### TASK INSTRUCTIONS
Collect each line holding the string "this".

↓↓↓

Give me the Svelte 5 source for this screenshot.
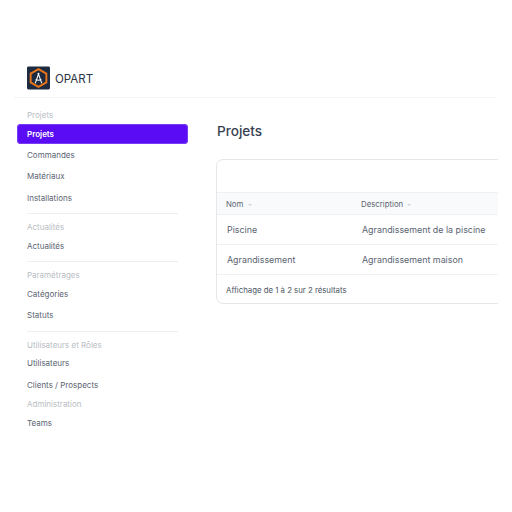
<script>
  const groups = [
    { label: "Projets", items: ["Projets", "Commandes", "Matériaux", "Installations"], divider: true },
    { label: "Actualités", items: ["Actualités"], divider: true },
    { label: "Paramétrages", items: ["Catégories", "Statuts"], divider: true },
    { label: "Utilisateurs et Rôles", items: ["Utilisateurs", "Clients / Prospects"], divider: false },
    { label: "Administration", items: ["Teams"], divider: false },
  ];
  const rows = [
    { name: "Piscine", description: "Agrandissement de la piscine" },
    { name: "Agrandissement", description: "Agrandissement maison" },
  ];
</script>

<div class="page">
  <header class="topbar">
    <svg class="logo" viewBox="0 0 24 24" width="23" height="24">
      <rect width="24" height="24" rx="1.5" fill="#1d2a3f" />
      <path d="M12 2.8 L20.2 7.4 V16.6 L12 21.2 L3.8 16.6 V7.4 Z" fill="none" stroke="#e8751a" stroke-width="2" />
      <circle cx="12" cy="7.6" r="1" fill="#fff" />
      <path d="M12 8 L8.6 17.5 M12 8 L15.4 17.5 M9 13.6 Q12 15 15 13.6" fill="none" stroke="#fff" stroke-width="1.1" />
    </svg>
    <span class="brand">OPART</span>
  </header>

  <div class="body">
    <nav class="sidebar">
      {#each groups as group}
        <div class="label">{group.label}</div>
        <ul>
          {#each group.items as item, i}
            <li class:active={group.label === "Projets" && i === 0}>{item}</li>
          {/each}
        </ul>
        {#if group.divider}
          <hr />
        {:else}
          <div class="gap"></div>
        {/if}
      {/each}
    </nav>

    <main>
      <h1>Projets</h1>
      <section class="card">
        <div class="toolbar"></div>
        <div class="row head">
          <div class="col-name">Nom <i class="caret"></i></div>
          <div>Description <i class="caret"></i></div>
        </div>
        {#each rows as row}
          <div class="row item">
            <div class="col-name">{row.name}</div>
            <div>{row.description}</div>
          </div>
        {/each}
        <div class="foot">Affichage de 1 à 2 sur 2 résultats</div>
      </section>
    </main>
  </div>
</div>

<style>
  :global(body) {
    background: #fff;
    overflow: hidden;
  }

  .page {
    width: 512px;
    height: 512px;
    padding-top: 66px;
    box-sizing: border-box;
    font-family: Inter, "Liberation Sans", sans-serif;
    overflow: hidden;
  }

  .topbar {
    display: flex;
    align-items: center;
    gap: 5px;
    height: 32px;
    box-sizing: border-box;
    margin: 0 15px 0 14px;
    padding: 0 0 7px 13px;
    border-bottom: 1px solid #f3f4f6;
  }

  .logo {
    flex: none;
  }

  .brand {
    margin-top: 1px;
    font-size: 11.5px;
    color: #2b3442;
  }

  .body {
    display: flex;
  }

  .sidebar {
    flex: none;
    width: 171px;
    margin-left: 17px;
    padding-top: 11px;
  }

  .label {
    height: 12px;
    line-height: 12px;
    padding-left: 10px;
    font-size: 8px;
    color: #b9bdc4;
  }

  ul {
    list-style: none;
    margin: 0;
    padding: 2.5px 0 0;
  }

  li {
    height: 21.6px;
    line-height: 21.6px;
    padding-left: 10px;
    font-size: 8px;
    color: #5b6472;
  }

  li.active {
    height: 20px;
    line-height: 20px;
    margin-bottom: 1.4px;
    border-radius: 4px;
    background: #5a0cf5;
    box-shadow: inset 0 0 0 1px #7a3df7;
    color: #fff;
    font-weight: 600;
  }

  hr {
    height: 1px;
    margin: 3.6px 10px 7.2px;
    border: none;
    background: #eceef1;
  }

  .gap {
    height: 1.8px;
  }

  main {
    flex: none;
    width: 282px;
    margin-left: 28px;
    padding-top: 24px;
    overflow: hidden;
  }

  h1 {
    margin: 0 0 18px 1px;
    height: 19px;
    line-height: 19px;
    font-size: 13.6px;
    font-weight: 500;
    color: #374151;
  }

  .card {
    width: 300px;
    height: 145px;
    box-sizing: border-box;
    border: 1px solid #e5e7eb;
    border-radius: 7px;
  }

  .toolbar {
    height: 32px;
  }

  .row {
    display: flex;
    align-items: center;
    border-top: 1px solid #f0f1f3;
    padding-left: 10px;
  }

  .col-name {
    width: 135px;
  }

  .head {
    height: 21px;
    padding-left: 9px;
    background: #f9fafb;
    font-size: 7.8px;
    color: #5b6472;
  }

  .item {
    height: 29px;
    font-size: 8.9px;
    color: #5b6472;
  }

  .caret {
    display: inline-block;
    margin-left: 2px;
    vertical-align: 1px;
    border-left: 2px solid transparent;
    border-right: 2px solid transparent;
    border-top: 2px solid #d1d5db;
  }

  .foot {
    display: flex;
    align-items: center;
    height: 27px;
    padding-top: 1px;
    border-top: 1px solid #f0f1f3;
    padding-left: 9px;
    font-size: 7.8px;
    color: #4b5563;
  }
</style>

↑↑↑
↓↓↓

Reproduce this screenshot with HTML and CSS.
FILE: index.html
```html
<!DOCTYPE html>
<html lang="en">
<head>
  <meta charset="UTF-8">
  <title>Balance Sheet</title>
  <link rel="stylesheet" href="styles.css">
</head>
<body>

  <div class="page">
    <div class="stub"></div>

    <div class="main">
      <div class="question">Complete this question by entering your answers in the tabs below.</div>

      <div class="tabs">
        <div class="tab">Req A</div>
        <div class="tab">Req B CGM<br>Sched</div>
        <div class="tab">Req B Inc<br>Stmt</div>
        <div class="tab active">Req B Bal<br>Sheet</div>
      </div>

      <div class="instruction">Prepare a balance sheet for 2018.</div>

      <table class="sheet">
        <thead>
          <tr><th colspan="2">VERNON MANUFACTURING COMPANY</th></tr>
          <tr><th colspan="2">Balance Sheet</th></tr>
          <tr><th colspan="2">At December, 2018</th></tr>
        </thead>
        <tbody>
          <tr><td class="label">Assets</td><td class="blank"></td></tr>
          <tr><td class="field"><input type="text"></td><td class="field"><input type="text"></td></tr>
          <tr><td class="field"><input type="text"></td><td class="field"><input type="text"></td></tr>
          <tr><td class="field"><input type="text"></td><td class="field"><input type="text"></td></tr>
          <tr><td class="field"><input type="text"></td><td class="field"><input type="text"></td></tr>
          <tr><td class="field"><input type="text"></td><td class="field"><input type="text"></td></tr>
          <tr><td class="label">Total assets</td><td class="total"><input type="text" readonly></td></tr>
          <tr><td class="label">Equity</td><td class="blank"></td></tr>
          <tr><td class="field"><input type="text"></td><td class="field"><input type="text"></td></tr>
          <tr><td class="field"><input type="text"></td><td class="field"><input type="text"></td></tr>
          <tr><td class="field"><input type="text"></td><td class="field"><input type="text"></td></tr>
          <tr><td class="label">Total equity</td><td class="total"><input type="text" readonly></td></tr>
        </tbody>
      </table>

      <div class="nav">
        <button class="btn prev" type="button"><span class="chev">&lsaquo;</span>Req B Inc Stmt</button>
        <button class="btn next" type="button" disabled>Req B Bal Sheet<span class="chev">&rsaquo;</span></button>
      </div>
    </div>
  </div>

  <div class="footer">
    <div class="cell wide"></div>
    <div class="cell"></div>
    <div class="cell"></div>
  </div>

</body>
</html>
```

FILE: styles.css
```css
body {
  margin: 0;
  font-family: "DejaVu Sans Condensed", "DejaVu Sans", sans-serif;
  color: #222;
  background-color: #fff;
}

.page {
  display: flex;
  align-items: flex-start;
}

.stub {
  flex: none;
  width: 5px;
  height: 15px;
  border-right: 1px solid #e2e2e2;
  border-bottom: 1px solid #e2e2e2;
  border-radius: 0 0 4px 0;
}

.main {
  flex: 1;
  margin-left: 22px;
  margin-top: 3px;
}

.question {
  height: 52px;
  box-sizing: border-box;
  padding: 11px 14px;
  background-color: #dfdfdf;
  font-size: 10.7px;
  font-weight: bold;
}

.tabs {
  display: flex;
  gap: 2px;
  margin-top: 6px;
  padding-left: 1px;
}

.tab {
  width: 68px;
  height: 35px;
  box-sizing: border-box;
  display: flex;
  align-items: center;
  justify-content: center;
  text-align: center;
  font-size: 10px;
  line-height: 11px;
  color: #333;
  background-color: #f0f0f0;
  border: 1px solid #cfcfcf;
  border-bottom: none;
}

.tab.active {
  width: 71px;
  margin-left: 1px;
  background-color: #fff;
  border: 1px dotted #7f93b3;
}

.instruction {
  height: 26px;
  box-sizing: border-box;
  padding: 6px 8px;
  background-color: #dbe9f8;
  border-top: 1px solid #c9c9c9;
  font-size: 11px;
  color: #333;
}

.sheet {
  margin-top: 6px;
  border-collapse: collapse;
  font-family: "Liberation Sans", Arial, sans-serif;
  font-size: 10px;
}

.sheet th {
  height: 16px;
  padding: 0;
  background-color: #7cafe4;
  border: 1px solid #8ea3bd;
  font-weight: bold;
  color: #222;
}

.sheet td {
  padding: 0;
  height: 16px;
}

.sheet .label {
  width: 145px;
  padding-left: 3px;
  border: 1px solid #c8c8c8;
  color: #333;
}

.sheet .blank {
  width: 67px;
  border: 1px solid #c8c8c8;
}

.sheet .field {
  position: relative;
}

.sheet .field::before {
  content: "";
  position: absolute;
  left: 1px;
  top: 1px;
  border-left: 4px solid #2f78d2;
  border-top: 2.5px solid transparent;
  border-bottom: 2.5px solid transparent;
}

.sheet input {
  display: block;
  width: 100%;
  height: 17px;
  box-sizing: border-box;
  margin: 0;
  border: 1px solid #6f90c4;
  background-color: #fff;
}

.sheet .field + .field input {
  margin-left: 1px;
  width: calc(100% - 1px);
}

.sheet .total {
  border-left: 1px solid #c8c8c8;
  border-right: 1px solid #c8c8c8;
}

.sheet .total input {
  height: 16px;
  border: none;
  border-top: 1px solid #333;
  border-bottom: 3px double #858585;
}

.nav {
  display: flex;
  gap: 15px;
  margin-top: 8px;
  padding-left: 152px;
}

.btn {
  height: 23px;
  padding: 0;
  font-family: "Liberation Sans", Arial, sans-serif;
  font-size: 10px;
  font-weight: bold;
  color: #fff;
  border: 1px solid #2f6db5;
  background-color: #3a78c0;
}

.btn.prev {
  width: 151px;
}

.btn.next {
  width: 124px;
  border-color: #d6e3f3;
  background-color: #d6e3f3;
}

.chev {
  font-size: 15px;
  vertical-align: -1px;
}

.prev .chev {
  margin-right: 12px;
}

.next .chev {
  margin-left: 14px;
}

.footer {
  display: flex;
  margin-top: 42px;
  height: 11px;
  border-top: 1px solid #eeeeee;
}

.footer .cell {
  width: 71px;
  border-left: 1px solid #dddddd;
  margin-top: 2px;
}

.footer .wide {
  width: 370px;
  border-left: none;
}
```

↑↑↑

### ANSWER IN FULL
Give me the Svelte 5 source for this screenshot.
Reproduce this screenshot with HTML and CSS.
      <div class="question">Complete this question by entering your answers in the tabs below.</div>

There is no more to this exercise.